Für unerläßlich halte ich die volle Integrierung der Priesterbruderschaft St. Pius X. Die verheißungsvolle Initiative Benedikts XVI. ist nicht zu einem Ende gekommen. Es ist zu hoffen, daß es dem neuen Papst gelingt, die Restitution herbeizuführen. Wir brauchen die Priester der Bruderschaft.

Kirchliche Umschau: Auf was müssen wir Katholiken uns vorbereiten?

Prälat Georg May: Wir müssen uns vorbereiten, mit Gleichmut das anzunehmen, was nach Gottes Vorsehung sich aus dem Konklave ergeben wird. Unsere Treue zur Kirche darf nicht wanken, wie immer die Wahl ausgehen mag. Wir sind und bleiben in der Kirche nicht eines Menschen wegen, sondern nur Gottes wegen. Wir wissen nicht, wer aus dem Konklave als neuer Papst hervorgehen wird. Die Spekulationen der Medien und einzelner Persönlichkeiten sind müßig. Die große Mehrheit der Kardinäle dürfte bei der Abgabe ihrer Stimme an Gottes Willen und das Wohl der Kirche denken. Daß der eine oder andere nach Parteirücksichten wählt, kann nicht ausgeschlossen werden. Wir hoffen, daß Gott der Kirche ein Oberhaupt schenkt, das für diesen Dienst fähig und geeignet ist. Wir hoffen, daß der neue Papst die Zügel anzieht, die Benedikt XVI. in seiner Milde recht locker handhabte. Wir hoffen, daß es ihm gelingt, die fatale Lage der Kirche in weiten Teilen der Erde zu bessern. Es kann aber auch anders kommen. Ich halte es nicht für ausgeschlossen, daß der neue Papst Anpassung und Nachgeben als geeignet ansieht, der Krisensituation der Kirche zu begegnen.
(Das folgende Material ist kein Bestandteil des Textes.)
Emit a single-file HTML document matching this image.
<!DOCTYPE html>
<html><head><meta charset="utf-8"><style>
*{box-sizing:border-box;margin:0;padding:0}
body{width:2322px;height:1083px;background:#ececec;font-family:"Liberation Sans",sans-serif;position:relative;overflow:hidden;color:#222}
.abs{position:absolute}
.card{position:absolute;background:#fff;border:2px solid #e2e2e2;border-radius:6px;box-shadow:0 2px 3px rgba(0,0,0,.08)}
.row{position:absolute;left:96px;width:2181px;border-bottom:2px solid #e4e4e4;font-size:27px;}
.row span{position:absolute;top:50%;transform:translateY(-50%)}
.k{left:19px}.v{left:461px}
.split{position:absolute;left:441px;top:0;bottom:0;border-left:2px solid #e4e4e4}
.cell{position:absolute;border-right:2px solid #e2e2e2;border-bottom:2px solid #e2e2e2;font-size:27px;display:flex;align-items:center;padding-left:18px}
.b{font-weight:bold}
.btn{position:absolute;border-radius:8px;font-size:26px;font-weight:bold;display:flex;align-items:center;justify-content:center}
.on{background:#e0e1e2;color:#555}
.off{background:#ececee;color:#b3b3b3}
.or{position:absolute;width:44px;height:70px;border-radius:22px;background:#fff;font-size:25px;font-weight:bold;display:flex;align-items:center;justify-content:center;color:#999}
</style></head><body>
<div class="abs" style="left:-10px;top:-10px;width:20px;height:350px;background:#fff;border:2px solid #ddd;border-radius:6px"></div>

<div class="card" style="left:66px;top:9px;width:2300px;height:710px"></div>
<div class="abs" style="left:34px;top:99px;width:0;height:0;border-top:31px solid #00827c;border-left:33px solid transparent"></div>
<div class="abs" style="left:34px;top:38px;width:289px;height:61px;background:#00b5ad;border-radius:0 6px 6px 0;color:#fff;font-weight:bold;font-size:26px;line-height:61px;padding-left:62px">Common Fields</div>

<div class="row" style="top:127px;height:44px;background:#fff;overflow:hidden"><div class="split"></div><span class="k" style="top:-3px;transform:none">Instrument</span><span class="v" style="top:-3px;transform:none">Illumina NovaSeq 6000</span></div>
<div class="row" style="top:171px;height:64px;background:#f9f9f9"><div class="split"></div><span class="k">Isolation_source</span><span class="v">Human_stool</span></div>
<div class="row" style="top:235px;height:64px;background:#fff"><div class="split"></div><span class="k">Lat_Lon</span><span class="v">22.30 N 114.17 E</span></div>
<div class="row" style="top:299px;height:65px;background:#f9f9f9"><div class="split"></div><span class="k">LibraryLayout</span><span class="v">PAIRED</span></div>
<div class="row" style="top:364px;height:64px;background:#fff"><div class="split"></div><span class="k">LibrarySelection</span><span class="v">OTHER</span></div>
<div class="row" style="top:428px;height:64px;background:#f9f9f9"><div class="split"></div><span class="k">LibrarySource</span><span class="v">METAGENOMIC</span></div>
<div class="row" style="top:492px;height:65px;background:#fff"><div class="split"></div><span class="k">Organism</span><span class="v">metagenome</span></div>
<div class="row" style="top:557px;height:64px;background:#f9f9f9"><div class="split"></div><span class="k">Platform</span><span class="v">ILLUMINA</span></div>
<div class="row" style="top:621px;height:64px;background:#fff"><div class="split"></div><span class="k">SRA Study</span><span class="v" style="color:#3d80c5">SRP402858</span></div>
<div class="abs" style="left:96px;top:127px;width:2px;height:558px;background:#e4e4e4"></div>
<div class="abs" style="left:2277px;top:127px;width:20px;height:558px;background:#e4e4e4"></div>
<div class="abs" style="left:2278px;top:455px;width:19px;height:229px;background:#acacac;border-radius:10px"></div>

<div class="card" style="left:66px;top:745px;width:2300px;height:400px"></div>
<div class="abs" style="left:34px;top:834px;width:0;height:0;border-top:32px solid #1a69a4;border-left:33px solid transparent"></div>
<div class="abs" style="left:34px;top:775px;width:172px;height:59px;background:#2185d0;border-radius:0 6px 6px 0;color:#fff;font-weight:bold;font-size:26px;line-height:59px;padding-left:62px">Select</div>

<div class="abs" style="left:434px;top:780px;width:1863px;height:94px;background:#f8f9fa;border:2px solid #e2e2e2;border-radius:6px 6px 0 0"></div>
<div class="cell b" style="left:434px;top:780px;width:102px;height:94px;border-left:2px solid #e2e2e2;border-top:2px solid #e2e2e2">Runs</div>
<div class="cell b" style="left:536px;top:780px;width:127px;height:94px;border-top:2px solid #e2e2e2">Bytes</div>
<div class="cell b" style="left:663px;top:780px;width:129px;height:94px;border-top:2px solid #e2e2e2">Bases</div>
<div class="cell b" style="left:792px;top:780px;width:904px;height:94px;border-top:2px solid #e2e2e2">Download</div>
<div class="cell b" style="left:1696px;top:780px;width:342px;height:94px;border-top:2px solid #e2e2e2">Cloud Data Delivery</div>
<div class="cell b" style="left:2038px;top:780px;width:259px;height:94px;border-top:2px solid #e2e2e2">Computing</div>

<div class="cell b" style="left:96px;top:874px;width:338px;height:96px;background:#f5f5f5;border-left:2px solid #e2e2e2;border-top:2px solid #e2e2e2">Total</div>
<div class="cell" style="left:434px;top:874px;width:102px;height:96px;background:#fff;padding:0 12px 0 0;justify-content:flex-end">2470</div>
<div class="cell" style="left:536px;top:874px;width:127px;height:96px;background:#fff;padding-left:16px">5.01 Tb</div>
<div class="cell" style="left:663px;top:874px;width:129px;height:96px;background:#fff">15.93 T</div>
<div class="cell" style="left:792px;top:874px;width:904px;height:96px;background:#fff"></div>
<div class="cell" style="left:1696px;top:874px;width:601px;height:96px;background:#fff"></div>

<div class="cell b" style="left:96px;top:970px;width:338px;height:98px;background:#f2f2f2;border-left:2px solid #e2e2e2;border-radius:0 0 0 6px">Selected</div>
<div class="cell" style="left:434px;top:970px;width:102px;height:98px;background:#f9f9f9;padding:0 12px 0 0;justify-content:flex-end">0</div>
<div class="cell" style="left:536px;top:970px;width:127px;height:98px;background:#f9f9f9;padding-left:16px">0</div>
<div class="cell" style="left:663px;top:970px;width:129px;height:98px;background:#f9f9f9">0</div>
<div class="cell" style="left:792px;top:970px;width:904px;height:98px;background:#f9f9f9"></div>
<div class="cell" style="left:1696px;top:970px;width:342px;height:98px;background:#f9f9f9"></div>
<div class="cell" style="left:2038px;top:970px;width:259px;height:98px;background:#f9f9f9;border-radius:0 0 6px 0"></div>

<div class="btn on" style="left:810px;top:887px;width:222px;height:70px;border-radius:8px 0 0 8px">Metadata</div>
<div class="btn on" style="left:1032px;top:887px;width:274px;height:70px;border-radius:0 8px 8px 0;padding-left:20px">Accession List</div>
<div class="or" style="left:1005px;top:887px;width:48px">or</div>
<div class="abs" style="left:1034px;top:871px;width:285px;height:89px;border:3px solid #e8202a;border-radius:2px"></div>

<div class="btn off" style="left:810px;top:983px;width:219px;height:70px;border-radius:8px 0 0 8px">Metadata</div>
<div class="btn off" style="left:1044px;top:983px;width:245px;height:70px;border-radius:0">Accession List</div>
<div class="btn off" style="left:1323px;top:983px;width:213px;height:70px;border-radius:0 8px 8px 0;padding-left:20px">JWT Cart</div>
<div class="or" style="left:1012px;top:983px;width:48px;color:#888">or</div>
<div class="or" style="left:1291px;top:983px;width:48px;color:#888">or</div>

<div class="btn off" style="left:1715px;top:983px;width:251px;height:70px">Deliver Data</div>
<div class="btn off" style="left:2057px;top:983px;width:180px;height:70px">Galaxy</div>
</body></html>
Wenn ich an die Mehrheit der deutschen Bischöfe denke, kann man nur besorgt sein, falls ihre Einstellung sich im Kardinalskollegium durchsetzen könnte. Aber wie immer die Papstwahl ausgehen mag: Ich kann mich schon seit langem nicht des Eindrucks erwehren, daß es einem Menschen nicht gelingen kann, die chaotischen Verhältnisse in weiten Teilen der Kirche zu überwinden. Ich fürchte, daß Gott selbst eingreifen muß, um seine Kirche oder den Rest, der dann übrigbleiben wird, zu retten. Wie und wann dies geschehen wird, ist seinem Ratschluß zu überlassen.

Kirchliche Umschau: Herzlichen Dank für Ihr Gespräch.

 

Das KU-Interview mit Prälat Prof. Dr. Georg May führte Jens Mersch in der Zeit der Sedisvakanz.